Dool and wae for the order sent oor lads tae the Border!
The English for ance, by guile wan the day,
The Flooers o' the Forest, that fought aye the foremost,
The pride o' oor land lie cauld in the clay."
~ Flowers of the Forest
This tartan was designed to commemorate the death of King James IV, many of his nobles and over 10,000 men of Scotland during the battle of Flodden on the 9th September 1513. The large square represents the four corners of the kingdom from which thousands of men from all sectors of society were sent to die on Flodden field.
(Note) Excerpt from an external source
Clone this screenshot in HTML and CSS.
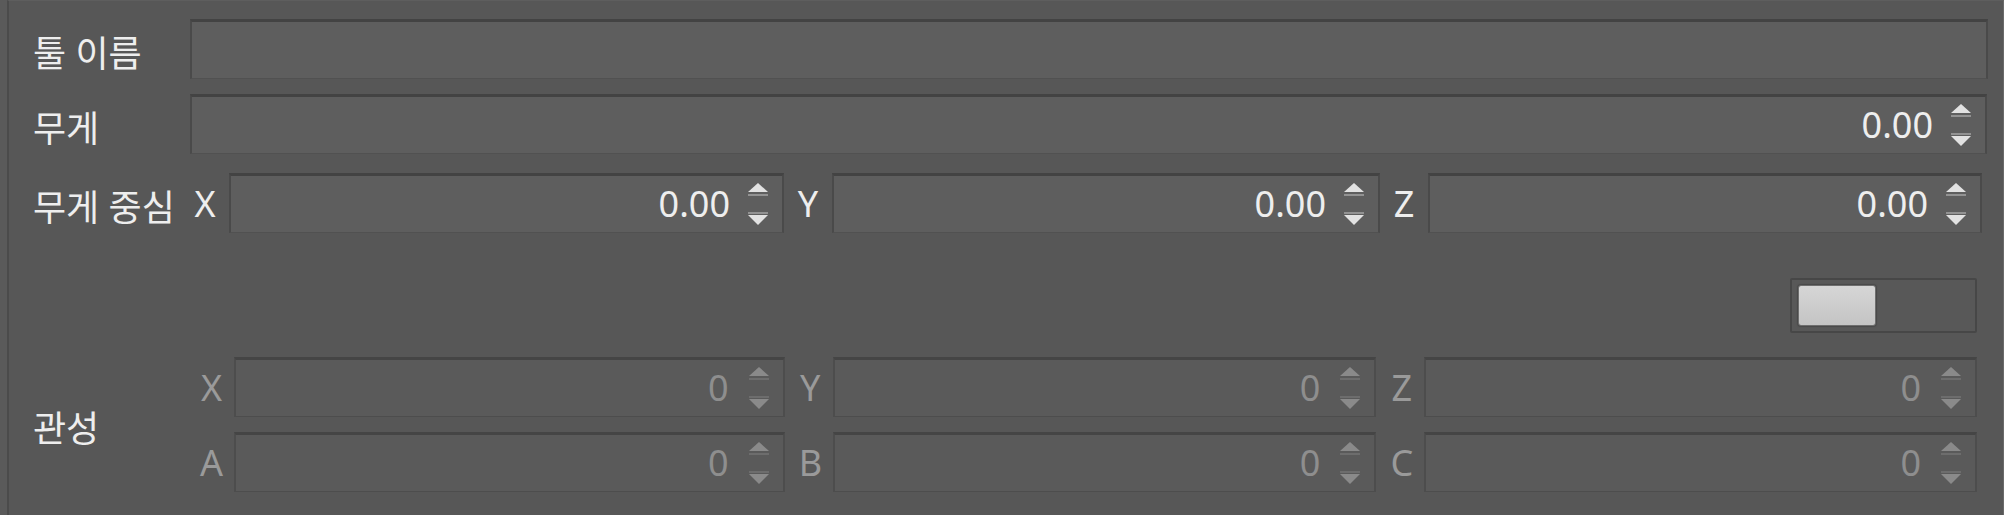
FILE: index.html
```html
<!DOCTYPE html>
<html lang="ko">
<head>
<meta charset="utf-8">
<link rel="stylesheet" href="styles.css">
</head>
<body>
<div class="panel">
  <div class="row r-name">
    <div class="label">툴 이름</div>
    <div class="field"></div>
  </div>
  <div class="row r-weight">
    <div class="label">무게</div>
    <div class="field spin"><span class="val">0.00</span><svg class="arrows" viewBox="0 0 20 42" width="20" height="42"><polygon points="10,0 20,9 0,9"/><rect x="0" y="11" width="20" height="2" opacity="0.4"/><rect x="0" y="29" width="20" height="2" opacity="0.4"/><polygon points="0,32 20,32 10,42"/></svg></div>
  </div>
  <div class="row r-cog">
    <div class="label">무게 중심</div>
    <div class="triple">
      <div class="grp g1"><span class="axis">X</span><div class="field spin"><span class="val">0.00</span><svg class="arrows" viewBox="0 0 20 42" width="20" height="42"><polygon points="10,0 20,9 0,9"/><rect x="0" y="11" width="20" height="2" opacity="0.4"/><rect x="0" y="29" width="20" height="2" opacity="0.4"/><polygon points="0,32 20,32 10,42"/></svg></div></div>
      <div class="grp g2"><span class="axis">Y</span><div class="field spin"><span class="val">0.00</span><svg class="arrows" viewBox="0 0 20 42" width="20" height="42"><polygon points="10,0 20,9 0,9"/><rect x="0" y="11" width="20" height="2" opacity="0.4"/><rect x="0" y="29" width="20" height="2" opacity="0.4"/><polygon points="0,32 20,32 10,42"/></svg></div></div>
      <div class="grp g3"><span class="axis">Z</span><div class="field spin"><span class="val">0.00</span><svg class="arrows" viewBox="0 0 20 42" width="20" height="42"><polygon points="10,0 20,9 0,9"/><rect x="0" y="11" width="20" height="2" opacity="0.4"/><rect x="0" y="29" width="20" height="2" opacity="0.4"/><polygon points="0,32 20,32 10,42"/></svg></div></div>
    </div>
  </div>
  <div class="row r-toggle">
    <div class="toggle"><div class="knob"></div></div>
  </div>
  <div class="row r-inertia">
    <div class="label">관성</div>
    <div class="irows">
      <div class="triple dis">
        <div class="grp g1"><span class="axis">X</span><div class="field spin"><span class="val">0</span><svg class="arrows" viewBox="0 0 20 42" width="20" height="42"><polygon points="10,0 20,9 0,9"/><rect x="0" y="11" width="20" height="2" opacity="0.4"/><rect x="0" y="29" width="20" height="2" opacity="0.4"/><polygon points="0,32 20,32 10,42"/></svg></div></div>
        <div class="grp g2"><span class="axis">Y</span><div class="field spin"><span class="val">0</span><svg class="arrows" viewBox="0 0 20 42" width="20" height="42"><polygon points="10,0 20,9 0,9"/><rect x="0" y="11" width="20" height="2" opacity="0.4"/><rect x="0" y="29" width="20" height="2" opacity="0.4"/><polygon points="0,32 20,32 10,42"/></svg></div></div>
        <div class="grp g3"><span class="axis">Z</span><div class="field spin"><span class="val">0</span><svg class="arrows" viewBox="0 0 20 42" width="20" height="42"><polygon points="10,0 20,9 0,9"/><rect x="0" y="11" width="20" height="2" opacity="0.4"/><rect x="0" y="29" width="20" height="2" opacity="0.4"/><polygon points="0,32 20,32 10,42"/></svg></div></div>
      </div>
      <div class="triple dis">
        <div class="grp g1"><span class="axis">A</span><div class="field spin"><span class="val">0</span><svg class="arrows" viewBox="0 0 20 42" width="20" height="42"><polygon points="10,0 20,9 0,9"/><rect x="0" y="11" width="20" height="2" opacity="0.4"/><rect x="0" y="29" width="20" height="2" opacity="0.4"/><polygon points="0,32 20,32 10,42"/></svg></div></div>
        <div class="grp g2"><span class="axis">B</span><div class="field spin"><span class="val">0</span><svg class="arrows" viewBox="0 0 20 42" width="20" height="42"><polygon points="10,0 20,9 0,9"/><rect x="0" y="11" width="20" height="2" opacity="0.4"/><rect x="0" y="29" width="20" height="2" opacity="0.4"/><polygon points="0,32 20,32 10,42"/></svg></div></div>
        <div class="grp g3"><span class="axis">C</span><div class="field spin"><span class="val">0</span><svg class="arrows" viewBox="0 0 20 42" width="20" height="42"><polygon points="10,0 20,9 0,9"/><rect x="0" y="11" width="20" height="2" opacity="0.4"/><rect x="0" y="29" width="20" height="2" opacity="0.4"/><polygon points="0,32 20,32 10,42"/></svg></div></div>
      </div>
    </div>
  </div>
</div>
</body>
</html>
```

FILE: styles.css
```css
* { box-sizing: border-box; }
html, body {
  margin: 0;
  padding: 0;
  width: 2004px;
  height: 515px;
  overflow: hidden;
  background: #5a5a5a;
}
body {
  font-family: "Noto Sans", "Noto Sans CJK KR", sans-serif;
  font-size: 36px;
  color: #eeeeee;
}
.panel {
  margin-left: 7px;
  height: 515px;
  border-left: 2px solid #4b4b4b;
  border-top: 1px solid #5e5e5e;
  border-right: 1px solid #6a6a6a;
  background: #575757;
  padding: 18px 15px 0 24px;
  display: flex;
  flex-direction: column;
}
.row {
  display: flex;
  align-items: center;
}
.label {
  width: 157px;
  flex: none;
  white-space: nowrap;
  line-height: 1;
  padding-top: 10px;
}
.field {
  flex: 1;
  height: 60px;
  background: #5e5e5e;
  border: 2px solid #4a4a4a;
  border-top: 3px solid #434343;
  border-bottom: 1px solid #515151;
}
.r-weight { margin-top: 15px; }
.r-weight .field { margin-right: 1px; }
.r-cog { margin-top: 19px; padding-right: 6px; }
.spin {
  display: flex;
  align-items: center;
  justify-content: flex-end;
  padding-right: 14px;
}
.val {
  line-height: 1;
  margin-right: 18px;
  color: #eeeeee;
}
.arrows {
  fill: #e2e2e2;
  flex: none;
}
.triple {
  flex: 1;
  display: flex;
  gap: 12px;
  padding-left: 3px;
}
.grp {
  flex: 1 1 0;
  display: flex;
  align-items: center;
}
.g1 { flex-grow: 590; }
.g2 { flex-grow: 583; }
.g3 { flex-grow: 589; }
.axis {
  width: 24px;
  margin-right: 12px;
  flex: none;
  text-align: center;
  line-height: 1;
  padding-top: 2px;
}
.r-toggle {
  margin-top: 45px;
  justify-content: flex-end;
  padding-right: 11px;
}
.toggle {
  width: 187px;
  height: 55px;
  background: #585858;
  border: 2px solid #474747;
  border-radius: 2px;
  padding: 5px 6px;
}
.knob {
  width: 78px;
  height: 41px;
  border: 1px solid #6e6e6e;
  border-radius: 3px;
  background: linear-gradient(#d6d6d6, #c4c4c4);
  box-shadow: 0 0 1px 1px #4a4a4a;
}
.r-inertia {
  margin-top: 24px;
  padding-right: 11px;
}
.r-inertia .label { padding-top: 8px; }
.irows {
  flex: 1;
  display: flex;
  flex-direction: column;
  gap: 15px;
}
.dis { gap: 4px; padding-left: 0; }
.dis .g1 { flex-grow: 595; }
.dis .g2 { flex-grow: 588; }
.dis .g3 { flex-grow: 597; }
.dis .axis {
  color: #9a9a9a;
  width: 23px;
  margin-left: 10px;
  margin-right: 11px;
}
.dis .field {
  background: #5a5a5a;
  border-color: #4d4d4d;
  border-top-color: #454545;
}
.dis .val { color: #8e8e8e; margin-right: 20px; }
.dis .arrows { fill: #8a8a8a; }
```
Three inner lines of red represent the sword, dagger and ring associated with King James IV. The steel blue and turquoise check represents the turquoise ring, given to James by Anne of Brittany as a token of the alliance between Scotland and France. The Scottish folk tune, Flowers of the Forest, or The Fluuers o the Forest had several versions of lyrics added at later dates, notably Jean Elliot's lyrics in 1756 or 1758. This is one of the few tunes that many pipers will perform in public only at funerals or memorial services. It is played at Remembrance Day and Remembrance Sunday ceremonies to commemorate war dead. 🎗️
September 9th marks the Battle of Flodden.
For three hundred years the engagement was known as the Battle of Branxton Moor and was only romanticised as the ‘Battle of Flodden Field’ by Victorian authors and historians during the 19th Century. The name Flodden actually pertains to the hill, 2 miles to the south of the battlefield, where James IV encamped his army in the week prior to the battle.
In the days that followed the captured Scottish guns were taken first to Etal Castle for safe-keeping whilst the bodies of the Scots nobles were retrieved from the battlefield and eventually repatriated, possibly by the nuns of Coldstream Priory.
Only one man, Fletcher, made it back to the small Borders town of Selkirk after Flodden bearing a captured English flag (or standard). He cast the flag above his head to indicate that all the other Selkirk men had perished in the battle. Flodden is still commemorated to this day during the Selkirk Common Riding Festival which is held every year in June. The Standard Bearer (a young man chosen to represent the town) casts the colours of the burgh in a moving ceremony which is followed by a minutes silence for those killed in war and then the playing of The Liltin’, a version of the folk song The Floo’ers of the Forest, also written to commemorate the battle.